Apple scab occurs wherever apples are grown and is one of the most serious diseases of apple and ornamental crabapple trees. Disease development is favored by wet, cool weather that generally occurs in spring and early summer. Both leaves and fruit can be affected. Infected leaves may drop resulting in unsightly trees, with poor fruit production. This early defoliation may weaken trees and make them more susceptible to winter injury or other pests. Infected fruits are blemished and often severely deformed. Infected fruits may also drop early.

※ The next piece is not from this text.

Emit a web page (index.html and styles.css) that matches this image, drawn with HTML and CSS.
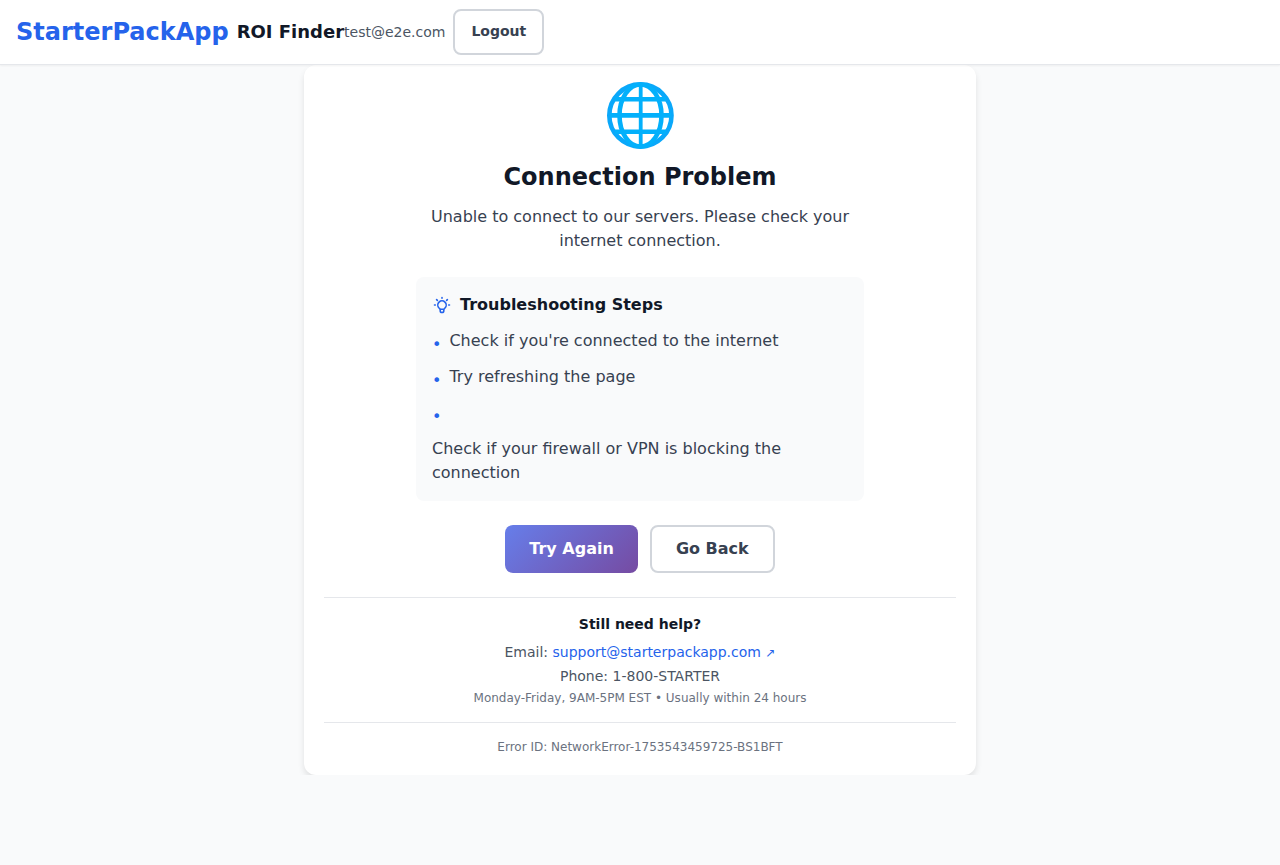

Symptoms appear first in the spring as spots (lesions) on the leaf's underside which is the side first exposed to fungal spores as buds open. These lesions are usually small, velvety, olive green in color, and have unclear margins. On some crabapples, infections may be reddish in color. As the lesions age, the infections become darker and more distinct in outline. Lesions may appear more numerous closer to the mid-vein of the leaf. If heavily infected, the leaf becomes distorted and drops early in the summer. Trees of highly susceptible varieties may be severely defoliated by mid to late summer.
Fruit symptoms are similar to those found on leaves. The margins of the spots, however, are more distinct on the fruit. The lesions darken with age and become black and scabby looking. Scabs are unsightly, but are only skin deep. Badly scabbed fruit becomes deformed and may fall before reaching maturity.
Apple scab is caused by a fungus, Venturia inaequalis. This fungus survives over the winter in the previous year's fallen diseased leaves. In the spring, the fungus on the old leaves produce millions of spores which are released into the air during spring rains. Spores are then carried by the wind to new young leaves, flower parts and fruits. Once in contact with plant tissue, the spore germinates in a film of water and the fungus penetrates into the plant. Depending upon weather conditions, symptoms will show in 9 — 17 days.
Once established on the new leaves, the fungus produces a different type spore. These spores are carried and spread by splashing rain to other leaves and fruits where new infections occur. The disease may continue spreading throughout the summer. Because a film of water on leaves and fruit is required for infection to occur, apple scab is most severe during years with frequent spring rains.
The use of resistant or scab immune varieties is the ideal method for controlling scab. Currently there are several apple varieties that are totally resistant to scab. Backyard growers are strongly encouraged to consider using these resistant varieties in order to reduce or eliminate the need for fungicide applications around the home. Scab resistant apple varieties include: Prima, Priscilla, Sir Prize, Freedom, Liberty, Jonafree, Enterprise, Goldrush, Redfree, Pristine, Williams Pride, Novamac and Nova Easygro. All other varieties, including most commercially grown varieties are susceptible to scab; however, they differ in their degree of susceptibility. McIntosh, Cortland, Red Delicious and Rome Beauty are all very susceptible to scab. Golden Delicious and Jonathan are less susceptible.
Lists of scab resistant ornamental crabapples are available from many nurseries and garden centers. Some of the many crabapples with both excellent scab resistance and superior horticultural characteristics include: Anne E, Bob White, Molten Lava, Ormiston Roy, Prairifire, Red Jewel, Sargent, Sentinel, Strawberry Parfait and Sugar Tyme.
Rake and destroy fallen leaves as they occur. In the fall, carefully remove all fallen leaves from around the tree and destroy, do not compost. This will reduce the number of spores that can start the disease cycle the next year.
Where resistance to scab is not present, fungicide application is the primary method of control.